What this task involves - Keep the images out and copy every entry below exactly.

Data to use -
*-*-*
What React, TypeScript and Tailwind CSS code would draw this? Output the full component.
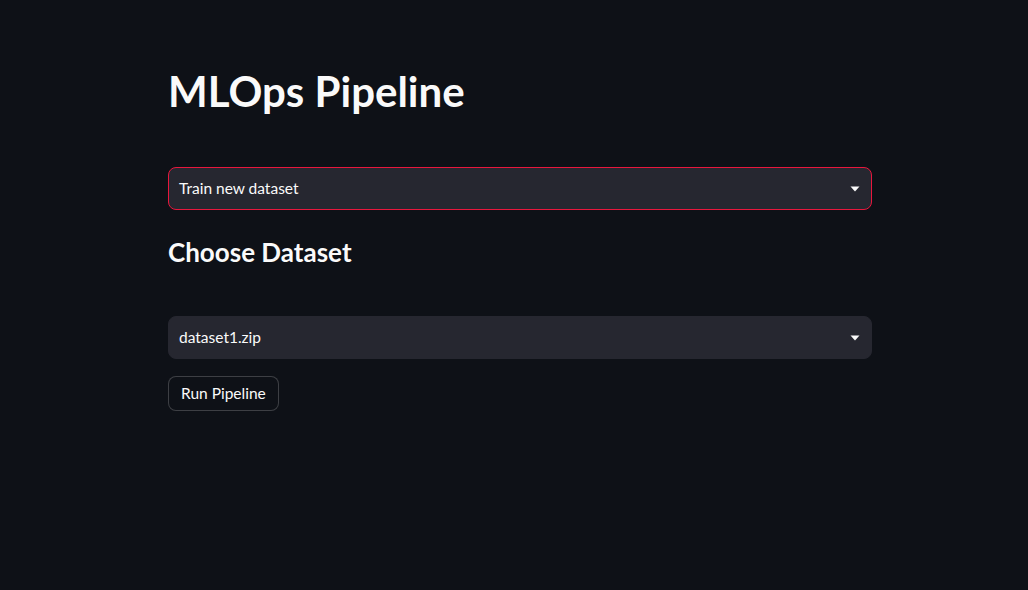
import { useState } from "react";

function Caret() {
  return (
    <svg width="10" height="6" viewBox="0 0 10 6" className="shrink-0">
      <path d="M0.5 0.5 L9.5 0.5 L5 5.5 Z" fill="#fafafa" />
    </svg>
  );
}

function Select({ value, focused }: { value: string; focused?: boolean }) {
  return (
    <div
      className={`flex h-[43px] w-full items-center justify-between rounded-lg border bg-[#262730] pl-[10px] pr-[11px] ${
        focused ? "border-[#e8173d]" : "border-[#262730]"
      }`}
    >
      <span className="text-[15.5px] text-[#fafafa]">{value}</span>
      <Caret />
    </div>
  );
}

export default function App() {
  const [mode] = useState("Train new dataset");
  const [dataset] = useState("dataset1.zip");

  return (
    <div
      className="min-h-[590px] w-full bg-[#0e1117] text-[#fafafa]"
      style={{ fontFamily: "Lato, 'Noto Sans', sans-serif" }}
    >
      <div className="ml-[168px] w-[704px] pt-[61px]">
        <h1 className="text-[42px] font-bold leading-[60px]">MLOps Pipeline</h1>

        <div className="mt-[46px]">
          <Select value={mode} focused />
        </div>

        <h3 className="mt-[24px] text-[26px] font-bold leading-[36px]">Choose Dataset</h3>

        <div className="mt-[46px]">
          <Select value={dataset} />
        </div>

        <button className="mt-[17px] h-[35px] rounded-lg border border-[#fafafa]/20 bg-[#0e1117] px-[12px] text-[15.5px] text-[#fafafa]">
          Run Pipeline
        </button>
      </div>
    </div>
  );
}
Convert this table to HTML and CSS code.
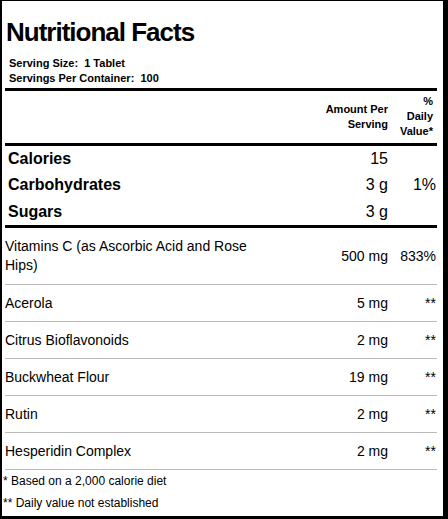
FILE: index.html
```html
<!DOCTYPE html>
<html lang="en">

<head>
  <meta charset="UTF-8">
  <meta name="viewport" content="width=device-width, initial-scale=1.0">
  <title>Nutritional Facts</title>
  <link rel="stylesheet" href="styles.css">
</head>

<body>

  <div class="label">
    <h1 class="label-title">Nutritional Facts</h1>

    <div class="serving">
      <div>Serving Size:&nbsp; 1 Tablet</div>
      <div>Servings Per Container:&nbsp; 100</div>
    </div>

    <table class="facts">
      <thead>
        <tr>
          <th class="name"></th>
          <th class="amount">Amount Per<br>Serving</th>
          <th class="dv">%<br>Daily<br>Value*</th>
        </tr>
      </thead>
      <tbody class="main">
        <tr>
          <td class="name">Calories</td>
          <td class="amount">15</td>
          <td class="dv"></td>
        </tr>
        <tr class="mid">
          <td class="name">Carbohydrates</td>
          <td class="amount">3 g</td>
          <td class="dv">1%</td>
        </tr>
        <tr class="last">
          <td class="name">Sugars</td>
          <td class="amount">3 g</td>
          <td class="dv"></td>
        </tr>
      </tbody>
      <tbody class="nutrients">
        <tr class="multi">
          <td class="name">Vitamins C (as Ascorbic Acid and Rose Hips)</td>
          <td class="amount">500 mg</td>
          <td class="dv">833%</td>
        </tr>
        <tr>
          <td class="name">Acerola</td>
          <td class="amount">5 mg</td>
          <td class="dv">**</td>
        </tr>
        <tr>
          <td class="name">Citrus Bioflavonoids</td>
          <td class="amount">2 mg</td>
          <td class="dv">**</td>
        </tr>
        <tr>
          <td class="name">Buckwheat Flour</td>
          <td class="amount">19 mg</td>
          <td class="dv">**</td>
        </tr>
        <tr>
          <td class="name">Rutin</td>
          <td class="amount">2 mg</td>
          <td class="dv">**</td>
        </tr>
        <tr>
          <td class="name">Hesperidin Complex</td>
          <td class="amount">2 mg</td>
          <td class="dv">**</td>
        </tr>
      </tbody>
    </table>

    <div class="footnotes">
      <div>* Based on a 2,000 calorie diet</div>
      <div>** Daily value not established</div>
    </div>
  </div>

</body>

</html>
```

FILE: styles.css
```css
body {
  font-family: "Liberation Sans", Arial, sans-serif;
  color: #000;
  background-color: #fff;
  margin: 0;
}

.label {
  box-sizing: border-box;
  width: 448px;
  height: 519px;
  border-style: solid;
  border-color: #000;
  border-width: 1px 5px 3px 2px;
  padding: 0 6px 0 3px;
}

.label-title {
  font-size: 26px;
  font-weight: bold;
  letter-spacing: -1px;
  line-height: 30px;
  margin: 0;
  padding: 16px 0 0 1px;
}

.serving {
  font-size: 11px;
  font-weight: bold;
  line-height: 15px;
  margin-top: 9px;
  padding-left: 4px;
  margin-bottom: 2px;
}

.facts {
  width: 100%;
  table-layout: fixed;
  border-collapse: separate;
  border-spacing: 0;
}

.facts td,
.facts th {
  padding: 0;
  text-align: left;
}

.facts .amount,
.facts .dv {
  text-align: right;
}

.facts th {
  font-size: 11px;
  font-weight: bold;
  line-height: 15px;
  border-top: 3px solid #000;
  border-bottom: 3px solid #000;
  padding: 3px 0 4px 0;
  vertical-align: middle;
}

.facts th.name {
  width: 258px;
}

.facts th.dv {
  width: 45px;
  padding-right: 4px;
}

.main td {
  font-size: 16px;
  line-height: 18px;
  padding: 4px 0;
}

.main td.name {
  font-weight: bold;
  padding-left: 3px;
}

.main .mid td {
  padding-bottom: 5px;
}

.main .last td {
  border-bottom: 3px solid #000;
}

.nutrients td {
  font-size: 14px;
  line-height: 19px;
  padding: 9px 0 8px 0;
  border-bottom: 1px solid #bbb;
  vertical-align: middle;
}

.nutrients .multi td {
  padding-bottom: 9px;
}

.facts td.dv {
  padding-right: 1px;
}

.footnotes {
  font-size: 12px;
  line-height: 14px;
  margin-left: -2px;
}

.footnotes div {
  padding: 4px 0;
}
```
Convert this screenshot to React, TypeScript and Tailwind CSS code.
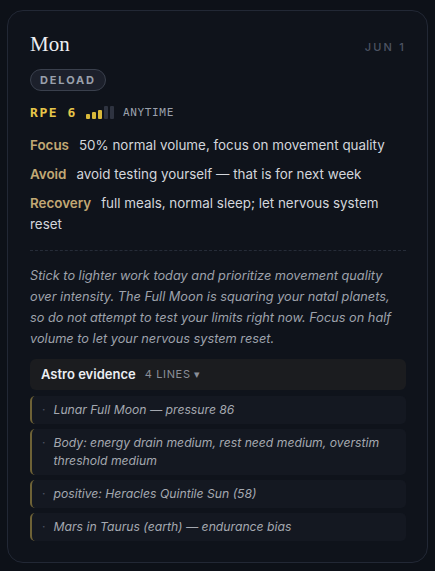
*-*-*
Result of this exercise -
What React, TypeScript and Tailwind CSS code would draw this? Output the full component.
import { useState } from "react";

function Caret() {
  return (
    <svg width="10" height="6" viewBox="0 0 10 6" className="shrink-0">
      <path d="M0.5 0.5 L9.5 0.5 L5 5.5 Z" fill="#fafafa" />
    </svg>
  );
}

function Select({ value, focused }: { value: string; focused?: boolean }) {
  return (
    <div
      className={`flex h-[43px] w-full items-center justify-between rounded-lg border bg-[#262730] pl-[10px] pr-[11px] ${
        focused ? "border-[#e8173d]" : "border-[#262730]"
      }`}
    >
      <span className="text-[15.5px] text-[#fafafa]">{value}</span>
      <Caret />
    </div>
  );
}

export default function App() {
  const [mode] = useState("Train new dataset");
  const [dataset] = useState("dataset1.zip");

  return (
    <div
      className="min-h-[590px] w-full bg-[#0e1117] text-[#fafafa]"
      style={{ fontFamily: "Lato, 'Noto Sans', sans-serif" }}
    >
      <div className="ml-[168px] w-[704px] pt-[61px]">
        <h1 className="text-[42px] font-bold leading-[60px]">MLOps Pipeline</h1>

        <div className="mt-[46px]">
          <Select value={mode} focused />
        </div>

        <h3 className="mt-[24px] text-[26px] font-bold leading-[36px]">Choose Dataset</h3>

        <div className="mt-[46px]">
          <Select value={dataset} />
        </div>

        <button className="mt-[17px] h-[35px] rounded-lg border border-[#fafafa]/20 bg-[#0e1117] px-[12px] text-[15.5px] text-[#fafafa]">
          Run Pipeline
        </button>
      </div>
    </div>
  );
}
Convert this table to HTML and CSS code.
FILE: index.html
```html
<!DOCTYPE html>
<html lang="en">

<head>
  <meta charset="UTF-8">
  <meta name="viewport" content="width=device-width, initial-scale=1.0">
  <title>Nutritional Facts</title>
  <link rel="stylesheet" href="styles.css">
</head>

<body>

  <div class="label">
    <h1 class="label-title">Nutritional Facts</h1>

    <div class="serving">
      <div>Serving Size:&nbsp; 1 Tablet</div>
      <div>Servings Per Container:&nbsp; 100</div>
    </div>

    <table class="facts">
      <thead>
        <tr>
          <th class="name"></th>
          <th class="amount">Amount Per<br>Serving</th>
          <th class="dv">%<br>Daily<br>Value*</th>
        </tr>
      </thead>
      <tbody class="main">
        <tr>
          <td class="name">Calories</td>
          <td class="amount">15</td>
          <td class="dv"></td>
        </tr>
        <tr class="mid">
          <td class="name">Carbohydrates</td>
          <td class="amount">3 g</td>
          <td class="dv">1%</td>
        </tr>
        <tr class="last">
          <td class="name">Sugars</td>
          <td class="amount">3 g</td>
          <td class="dv"></td>
        </tr>
      </tbody>
      <tbody class="nutrients">
        <tr class="multi">
          <td class="name">Vitamins C (as Ascorbic Acid and Rose Hips)</td>
          <td class="amount">500 mg</td>
          <td class="dv">833%</td>
        </tr>
        <tr>
          <td class="name">Acerola</td>
          <td class="amount">5 mg</td>
          <td class="dv">**</td>
        </tr>
        <tr>
          <td class="name">Citrus Bioflavonoids</td>
          <td class="amount">2 mg</td>
          <td class="dv">**</td>
        </tr>
        <tr>
          <td class="name">Buckwheat Flour</td>
          <td class="amount">19 mg</td>
          <td class="dv">**</td>
        </tr>
        <tr>
          <td class="name">Rutin</td>
          <td class="amount">2 mg</td>
          <td class="dv">**</td>
        </tr>
        <tr>
          <td class="name">Hesperidin Complex</td>
          <td class="amount">2 mg</td>
          <td class="dv">**</td>
        </tr>
      </tbody>
    </table>

    <div class="footnotes">
      <div>* Based on a 2,000 calorie diet</div>
      <div>** Daily value not established</div>
    </div>
  </div>

</body>

</html>
```

FILE: styles.css
```css
body {
  font-family: "Liberation Sans", Arial, sans-serif;
  color: #000;
  background-color: #fff;
  margin: 0;
}

.label {
  box-sizing: border-box;
  width: 448px;
  height: 519px;
  border-style: solid;
  border-color: #000;
  border-width: 1px 5px 3px 2px;
  padding: 0 6px 0 3px;
}

.label-title {
  font-size: 26px;
  font-weight: bold;
  letter-spacing: -1px;
  line-height: 30px;
  margin: 0;
  padding: 16px 0 0 1px;
}

.serving {
  font-size: 11px;
  font-weight: bold;
  line-height: 15px;
  margin-top: 9px;
  padding-left: 4px;
  margin-bottom: 2px;
}

.facts {
  width: 100%;
  table-layout: fixed;
  border-collapse: separate;
  border-spacing: 0;
}

.facts td,
.facts th {
  padding: 0;
  text-align: left;
}

.facts .amount,
.facts .dv {
  text-align: right;
}

.facts th {
  font-size: 11px;
  font-weight: bold;
  line-height: 15px;
  border-top: 3px solid #000;
  border-bottom: 3px solid #000;
  padding: 3px 0 4px 0;
  vertical-align: middle;
}

.facts th.name {
  width: 258px;
}

.facts th.dv {
  width: 45px;
  padding-right: 4px;
}

.main td {
  font-size: 16px;
  line-height: 18px;
  padding: 4px 0;
}

.main td.name {
  font-weight: bold;
  padding-left: 3px;
}

.main .mid td {
  padding-bottom: 5px;
}

.main .last td {
  border-bottom: 3px solid #000;
}

.nutrients td {
  font-size: 14px;
  line-height: 19px;
  padding: 9px 0 8px 0;
  border-bottom: 1px solid #bbb;
  vertical-align: middle;
}

.nutrients .multi td {
  padding-bottom: 9px;
}

.facts td.dv {
  padding-right: 1px;
}

.footnotes {
  font-size: 12px;
  line-height: 14px;
  margin-left: -2px;
}

.footnotes div {
  padding: 4px 0;
}
```
Convert this screenshot to React, TypeScript and Tailwind CSS code.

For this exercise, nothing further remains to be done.